The film opens with an almost never seem to be ending shot of two men walking through a concrete riverbed — ants beneath a sky of steel. In “Los Bastardos,” Amat Escalante invites us into the silence of their lives. Jesús and Fausto, undocumented Mexican workers, are not heroes or villains. They are weary bodies in a land that does not see them.

The men are hired to kill a woman, sent by her husband. But when they break in, they’re too hungry, too tired. They eat. They rest, and they get high. She doesn’t scream — just watches, lost in her own numbness. The film shifts from suspense to a weird, slow burn of human tension. Escalante doesn’t give them a backstory or moral justification. He doesn’t need to. You see everything in their faces — the weight of being disposable. The silence of the film says more than dialogue ever could.

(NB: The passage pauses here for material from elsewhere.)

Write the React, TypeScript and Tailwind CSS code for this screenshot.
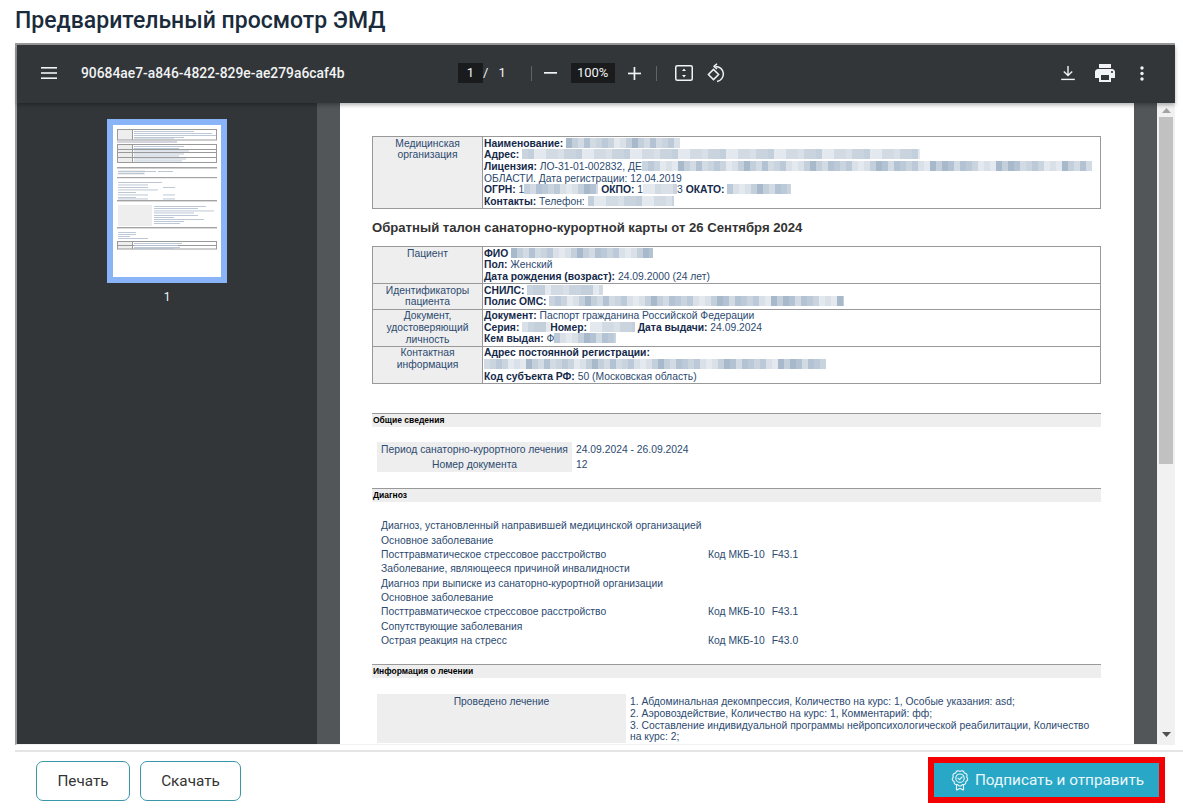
import type { ReactNode } from 'react';

const MOSAIC = ['#b4c3d4', '#c9d4df', '#d9e0e8', '#a8b9cc', '#d2dbe4', '#bcc9d8', '#e4e9ef', '#c3cfdb'];

function Blur({ w, seed = 1, light = false }: { w: number; seed?: number; light?: boolean }) {
	const cells = Array.from({ length: Math.ceil(w / 6) }, (_, i) => {
		const idx = ((i + 1) * 2654435 + seed * 40503) >>> 3;
		return light ? MOSAIC[[1, 2, 4, 6, 7][idx % 5]] : MOSAIC[idx % MOSAIC.length];
	});
	return (
		<span className="inline-flex h-[10px] overflow-hidden align-[-1px]" style={{ width: w }}>
			{cells.map((color, i) => (
				<span key={i} className="h-full w-[6px] shrink-0" style={{ backgroundColor: color }} />
			))}
		</span>
	);
}

function B({ children }: { children: ReactNode }) {
	return <b className="font-bold text-[#14294a]">{children}</b>;
}

function Line({ children }: { children: ReactNode }) {
	return <div className="h-[11.7px] whitespace-nowrap">{children}</div>;
}

function Row({ label, children, last = false }: { label: ReactNode; children: ReactNode; last?: boolean }) {
	return (
		<div className={last ? 'flex' : 'flex border-b border-[#999]'}>
			<div className="w-[110px] shrink-0 border-r border-[#999] bg-[#eee] py-[0.5px] text-center">{label}</div>
			<div className="min-w-0 flex-1 py-[0.5px] pl-[1px]">{children}</div>
		</div>
	);
}

function Band({ children, className }: { children: ReactNode; className: string }) {
	return (
		<div className={`h-[14px] border-t border-[#999] bg-[#eee] pl-[1px] text-[8.5px] leading-[13px] font-bold text-black ${className}`}>
			{children}
		</div>
	);
}

function DiagnosisLine({ text, code }: { text: string; code?: string }) {
	return (
		<div className="flex h-[14.4px] items-center whitespace-nowrap">
			<span className="w-[327px]">{text}</span>
			{code && (
				<span>
					Код МКБ-10<span className="ml-[7px]">{code}</span>
				</span>
			)}
		</div>
	);
}

function Thumbnail() {
	const lines: [number, number, number][] = [
		[21, 6, 60], [21, 8, 78], [21, 10, 82], [21, 12, 50], [21, 13.5, 40],
		[21, 21, 50], [21, 23, 45], [21, 25.5, 55], [21, 28.5, 50], [21, 30.5, 45],
		[21, 33.5, 52], [21, 35.5, 48], [5, 46, 38], [45, 46, 15], [5, 48, 25], [28, 48, 3],
		[5, 57, 44], [5, 59.5, 30], [5, 62, 30], [50, 62, 12], [5, 64.5, 40], [5, 67, 18],
		[5, 69.5, 30], [50, 69.5, 12], [5, 72, 18], [5, 73.5, 30], [50, 73.5, 12],
		[41, 81, 52], [41, 83, 44], [41, 85.5, 60], [41, 87.5, 40], [41, 90, 44], [41, 92, 20],
		[41, 94, 50], [41, 96, 30], [41, 98, 26], [5, 107, 18], [5, 109, 18], [5, 111, 12], [5, 113, 30],
		[21, 118, 48], [21, 120, 44], [21, 122, 46], [21, 123, 40],
	];
	return (
		<svg width="108" height="152" viewBox="0 0 108 152" className="block">
			<rect width="108" height="152" fill="#fff" />
			<g fill="#eee" stroke="none">
				<rect x="4" y="4" width="15" height="11" />
				<rect x="4" y="19" width="15" height="19" />
				<rect x="5" y="80" width="34" height="21" />
				<rect x="5" y="45" width="27" height="5" />
				<rect x="4" y="116" width="15" height="8" />
			</g>
			<g fill="none" stroke="#9a9a9a" strokeWidth="1">
				<rect x="4.5" y="4.5" width="99" height="10.5" />
				<rect x="4.5" y="19.5" width="99" height="18" />
				<path d="M19.5 4.5V15M19.5 19.5V37.5M4.5 24.5H103.5M4.5 27.5H103.5M4.5 32.5H103.5" />
				<rect x="4.5" y="116.5" width="99" height="7.5" />
				<path d="M19.5 116.5V124M4.5 120.5H103.5" />
			</g>
			<g fill="#a3a3a3">
				<rect x="4" y="42" width="100" height="1.5" />
				<rect x="4" y="52" width="100" height="1.2" />
				<rect x="4" y="75" width="100" height="1.4" />
				<rect x="4" y="102" width="100" height="1.4" />
			</g>
			<rect x="4" y="16.5" width="60" height="1" fill="#aab" />
			<g fill="#b6c2d2">
				{lines.map(([x, y, w]) => (
					<rect key={`${x}-${y}`} x={x} y={y} width={w} height="0.9" />
				))}
			</g>
		</svg>
	);
}

function scallopPath(cx: number, cy: number, r1: number, r2: number, n: number) {
	const p = (a: number, r: number) => `${(cx + Math.sin(a) * r).toFixed(2)} ${(cy - Math.cos(a) * r).toFixed(2)}`;
	let d = `M${p(0, r1)}`;
	for (let i = 0; i < n; i++) {
		const a1 = ((i + 0.5) / n) * Math.PI * 2;
		const a2 = ((i + 1) / n) * Math.PI * 2;
		d += ` Q${p(a1, r2)} ${p(a2, r1)}`;
	}
	return d + ' Z';
}

function SignIcon() {
	return (
		<svg width="18" height="21" viewBox="0 0 18 21" className="shrink-0" fill="none" stroke="#eef9fb" strokeWidth="1.1" strokeLinejoin="round" strokeLinecap="round">
			<path d="M5.5 14v6l3.5-1.6 3.5 1.6v-6" />
			<path d={scallopPath(9, 8.2, 6.8, 9.2, 9)} fill="#29a7c6" />
			<circle cx="9" cy="8.2" r="4.2" />
			<path d="M7 8.2l1.5 1.5 2.6-2.8" />
		</svg>
	);
}

export default function App() {
	return (
		<div className="h-[810px] w-[1183px] overflow-hidden bg-white [font-family:Roboto,sans-serif]">
			<h1 className="pt-[6px] pl-[15px] text-[23px] leading-[29px] font-medium text-[#1a2b3c]">Предварительный просмотр ЭМД</h1>

			<div className="mt-[8px] ml-[15px] flex h-[702px] w-[1160px] flex-col border-t-2 border-b border-l-2 border-t-[#9a9a9a] border-b-[#f1f1f1] border-l-[#9a9a9a]">
				{/* toolbar */}
				<div className="relative z-10 flex h-[58px] shrink-0 items-center bg-[#323639] pb-[2px] text-[#f1f3f4] shadow-[0_2px_4px_rgba(0,0,0,0.3)]">
					<svg width="16" height="12" viewBox="0 0 16 12" className="ml-[24px]" fill="#f1f3f4">
						<rect width="16" height="1.6" />
						<rect y="5.2" width="16" height="1.6" />
						<rect y="10.4" width="16" height="1.6" />
					</svg>
					<span className="ml-[24px] w-[377px] text-[13.85px] font-medium">90684ae7-a846-4822-829e-ae279a6caf4b</span>
					<span className="flex h-[20px] w-[25px] items-center justify-center bg-[#191b1c] text-[13px]">1</span>
					<span className="text-[13px]">/</span>
					<span className="ml-[10px] text-[13px]">1</span>
					<span className="ml-[25px] h-[15px] w-px bg-[#5f6368]" />
					<svg width="13" height="2" viewBox="0 0 13 2" className="ml-[12px]" fill="#f1f3f4">
						<rect width="13" height="1.7" />
					</svg>
					<span className="ml-[14px] flex h-[20px] w-[44px] items-center justify-center bg-[#191b1c] text-[13px]">100%</span>
					<svg width="13" height="13" viewBox="0 0 13 13" className="ml-[13px]" fill="#f1f3f4">
						<rect y="5.6" width="13" height="1.7" />
						<rect x="5.6" width="1.7" height="13" />
					</svg>
					<span className="ml-[15px] h-[15px] w-px bg-[#5f6368]" />
					<svg width="18" height="16" viewBox="0 0 18 16" className="ml-[18px]" fill="none">
						<rect x="0.75" y="0.75" width="16.5" height="14.5" rx="1.5" stroke="#f1f3f4" strokeWidth="1.5" />
						<path d="M9 3.5l2 2.4H7zM9 12.5l-2-2.4h4z" fill="#f1f3f4" />
					</svg>
					<svg width="18" height="20" viewBox="0 0 18 20" className="ml-[14px]" fill="none" stroke="#f1f3f4" strokeWidth="1.5">
						<path d="M1.4 11.5L6.5 6.4l5.1 5.1-5.1 5.1z" />
						<path d="M8.6 3.4a7.6 7.6 0 0 1 1.4 15.1" />
						<path d="M10 0.8L7 3.4l3 2.6" strokeLinejoin="round" />
					</svg>
					<svg width="16" height="16" viewBox="0 0 16 16" className="ml-auto" fill="none" stroke="#f1f3f4" strokeWidth="1.4">
						<path d="M8 1v9.2M3.8 6.6L8 10.6l4.2-4" />
						<path d="M1.2 14.4h13.6" />
					</svg>
					<svg width="20" height="20" viewBox="2 2 20 20" className="ml-[19px]" fill="#f1f3f4">
						<path d="M19 8H5c-1.66 0-3 1.34-3 3v6h4v4h12v-4h4v-6c0-1.66-1.34-3-3-3zm-3 11H8v-5h8v5zm3-7c-.55 0-1-.45-1-1s.45-1 1-1 1 .45 1 1-.45 1-1 1zm-1-9H6v4h12V3z" />
					</svg>
					<svg width="4" height="15" viewBox="0 0 4 15" className="mr-[31px] ml-[25px]" fill="#f1f3f4">
						<circle cx="2" cy="2" r="1.7" />
						<circle cx="2" cy="7.5" r="1.7" />
						<circle cx="2" cy="13" r="1.7" />
					</svg>
				</div>

				<div className="flex min-h-0 flex-1">
					{/* thumbnails */}
					<aside className="flex w-[300px] shrink-0 flex-col items-center bg-[#323639] pt-[16px]">
						<div className="border-[6px] border-[#8ab4f8]">
							<Thumbnail />
						</div>
						<span className="mt-[7px] text-[12px] leading-[14px] text-[#f1f3f4]">1</span>
					</aside>

					{/* document */}
					<main className="min-w-0 flex-1 overflow-hidden bg-[#525659] pl-[23px]">
						<div className="h-[700px] w-[794px] bg-white px-[32px] pt-[33px] text-[10.33px] leading-[11.7px] text-[#2c4a70] [font-family:'Liberation_Sans',Arial,sans-serif]">
							<div className="w-[729px] border border-[#999]">
								<Row last label={<>Медицинская<br />организация</>}>
									<Line>
										<B>Наименование:</B> <Blur w={114} seed={1} />
									</Line>
									<Line>
										<B>Адрес:</B> <Blur w={398} seed={2} light />
									</Line>
									<Line>
										<B>Лицензия:</B> ЛО-31-01-002832, ДЕ
										<Blur w={450} seed={3} />
									</Line>
									<Line>ОБЛАСТИ. Дата регистрации: 12.04.2019</Line>
									<Line>
										<B>ОГРН:</B> 1<Blur w={74} seed={4} />
										<B> ОКПО:</B> 1
										<Blur w={34} seed={5} light />3 <B>ОКАТО:</B> <Blur w={64} seed={6} />
									</Line>
									<Line>
										<B>Контакты:</B> Телефон: <Blur w={86} seed={7} light />
									</Line>
								</Row>
							</div>

							<h2 className="mt-[11px] h-[26px] text-[13.12px] leading-[15px] font-bold text-[#333]">
								Обратный талон санаторно-курортной карты от 26 Сентября 2024
							</h2>

							<div className="w-[729px] border border-[#999]">
								<Row label="Пациент">
									<Line>
										<B>ФИО</B> <Blur w={142} seed={8} />
									</Line>
									<Line>
										<B>Пол:</B> Женский
									</Line>
									<Line>
										<B>Дата рождения (возраст):</B> 24.09.2000 (24 лет)
									</Line>
								</Row>
								<Row label={<>Идентификаторы<br />пациента</>}>
									<Line>
										<B>СНИЛС:</B> <Blur w={76} seed={9} light />
									</Line>
									<Line>
										<B>Полис ОМС:</B> <Blur w={295} seed={10} />
									</Line>
								</Row>
								<Row label={<>Документ,<br />удостоверяющий<br />личность</>}>
									<Line>
										<B>Документ:</B> Паспорт гражданина Российской Федерации
									</Line>
									<Line>
										<B>Серия:</B> <Blur w={28} seed={11} light />
										<B>Номер:</B> <Blur w={45} seed={12} light /> <B>Дата выдачи:</B> 24.09.2024
									</Line>
									<Line>
										<B>Кем выдан:</B> Ф<Blur w={62} seed={13} />
									</Line>
								</Row>
								<Row last label={<>Контактная<br />информация</>}>
									<Line>
										<B>Адрес постоянной регистрации:</B>
									</Line>
									<Line>
										<Blur w={342} seed={14} />
									</Line>
									<Line>
										<B>Код субъекта РФ:</B> 50 (Московская область)
									</Line>
								</Row>
							</div>

							<Band className="mt-[29px] w-[729px]">Общие сведения</Band>
							<div className="mt-[15px] ml-[5px] flex">
								<div className="w-[195px] bg-[#eee] text-center">
									<div className="h-[15px] leading-[15px]">Период санаторно-курортного лечения</div>
									<div className="h-[15px] leading-[15px]">Номер документа</div>
								</div>
								<div className="pl-[4px]">
									<div className="h-[15px] leading-[15px]">24.09.2024 - 26.09.2024</div>
									<div className="h-[15px] leading-[15px]">12</div>
								</div>
							</div>

							<Band className="mt-[16px] w-[729px]">Диагноз</Band>
							<div className="mt-[17px] ml-[9px]">
								<DiagnosisLine text="Диагноз, установленный направившей медицинской организацией" />
								<DiagnosisLine text="Основное заболевание" />
								<DiagnosisLine text="Посттравматическое стрессовое расстройство" code="F43.1" />
								<DiagnosisLine text="Заболевание, являющееся причиной инвалидности" />
								<DiagnosisLine text="Диагноз при выписке из санаторно-курортной организации" />
								<DiagnosisLine text="Основное заболевание" />
								<DiagnosisLine text="Посттравматическое стрессовое расстройство" code="F43.1" />
								<DiagnosisLine text="Сопутствующие заболевания" />
								<DiagnosisLine text="Острая реакция на стресс" code="F43.0" />
							</div>

							<Band className="mt-[16px] w-[729px]">Информация о лечении</Band>
							<div className="mt-[16px] ml-[5px] flex">
								<div className="w-[249px] shrink-0 bg-[#eee] pt-[2px] pb-[10px] text-center">Проведено лечение</div>
								<div className="w-[470px] pt-[2px] pl-[4px]">
									1. Абдоминальная декомпрессия, Количество на курс: 1, Особые указания: asd;
									<br />
									2. Аэровоздействие, Количество на курс: 1, Комментарий: фф;
									<br />
									3. Составление индивидуальной программы нейропсихологической реабилитации, Количество на курс: 2;
								</div>
							</div>
						</div>
					</main>

					{/* right gutter + scrollbar */}
					<div className="w-[23px] shrink-0 bg-[#525659]" />
					<div className="flex w-[18px] shrink-0 flex-col items-center bg-[#f1f1f1]">
						<svg width="9" height="5" viewBox="0 0 9 5" className="mt-[5px] mb-[4px]" fill="#a3a3a3">
							<path d="M4.5 0L9 5H0z" />
						</svg>
						<div className="h-[347px] w-[14px] bg-[#c1c1c1]" />
						<svg width="9" height="5" viewBox="0 0 9 5" className="mt-auto mb-[7px]" fill="#505050">
							<path d="M0 0h9L4.5 5z" />
						</svg>
					</div>
				</div>
			</div>

			{/* footer */}
			<div className="mt-[5px] ml-[15px] flex w-[1168px] items-start border-t-2 border-[#e5e5e5] pt-[9px]">
				<button className="ml-[21px] h-[40px] w-[94px] rounded-[7px] border border-[#3a97a8] text-[15.3px] text-[#333]">Печать</button>
				<button className="ml-[10px] h-[40px] w-[101px] rounded-[7px] border border-[#3a97a8] text-[15.3px] text-[#333]">Скачать</button>
				<button className="mt-[-4px] ml-[687px] flex h-[46px] w-[237px] items-center justify-center gap-[6px] border-[6px] border-[#f40000] bg-[#29a7c6] pl-[2px] text-[15.3px] text-[#eaf7fa]">
					<SignIcon />
					Подписать и отправить
				</button>
			</div>
		</div>
	);
}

There’s a moment when one of them makes a soft, almost awkward advance toward her. It’s not romantic — it’s something sadder. They’re not trying to reclaim power. They’re just trying to feel alive, even if it’s in someone else’s house. You don’t leave “Los Bastardos” feeling good. But you do leave shaken. Escalante flips the usual home invasion story and forces us to sit with the humanity of people we’re trained to fear, not to excuse them, but to ask why they ended up there at all.

1. The Untamed (2016)

The Untamed (2016) | All 7 Amat Escalante Movies, Ranked

What is the cost of sexual desire?

If Amat Escalante merely hinted at this question in “Heli,” he confronts it head-on in “The Untamed” (2016), which won him the Silver Lion for Best Director at Venice. The film weaves together the lives of several characters orbiting a strange creature — one that offers ultimate pleasure, but not without consequences.

A modern take on Andrzej Zulawski’s “Possession” (1981), “The Untamed” uses science fiction and body horror to externalize the inner violence of suppressed desire. We begin with Veronica, a young woman who has been physically wounded by the creature. Has it grown tired of her? She’s touched an unreachable ecstasy — so profound that no human experience could ever match it. That unbearable knowledge haunts her.

Veronica enters the life of Alejandra, a young mother trapped in a loveless marriage. Her husband is secretly involved with his brother-in-law, leaving Alejandra emotionally and physically starved. As their stories intertwine, Escalante resists the need to explain. The creature remains elusive. We see only glimpses — a crater where animals are lost in frenzied copulation — but its mystery holds.

By the end, the question isn’t what the creature is, but who — or what — is The Untamed? Is it the beast that chooses who to pleasure and punish? Are they Alejandra and Veronica, women who sacrifice men to fulfill their desires? Or is it desire itself — dangerous, unrelenting, uncontainable?

Can desire be tamed? Should it be? What void does it leave behind once touched by something otherworldly? With “The Untamed,” Escalante moves beyond social realism into an erotic, cosmic allegory. He dares to explore impulses caged by culture, asking: What happens when that cage finally shatters?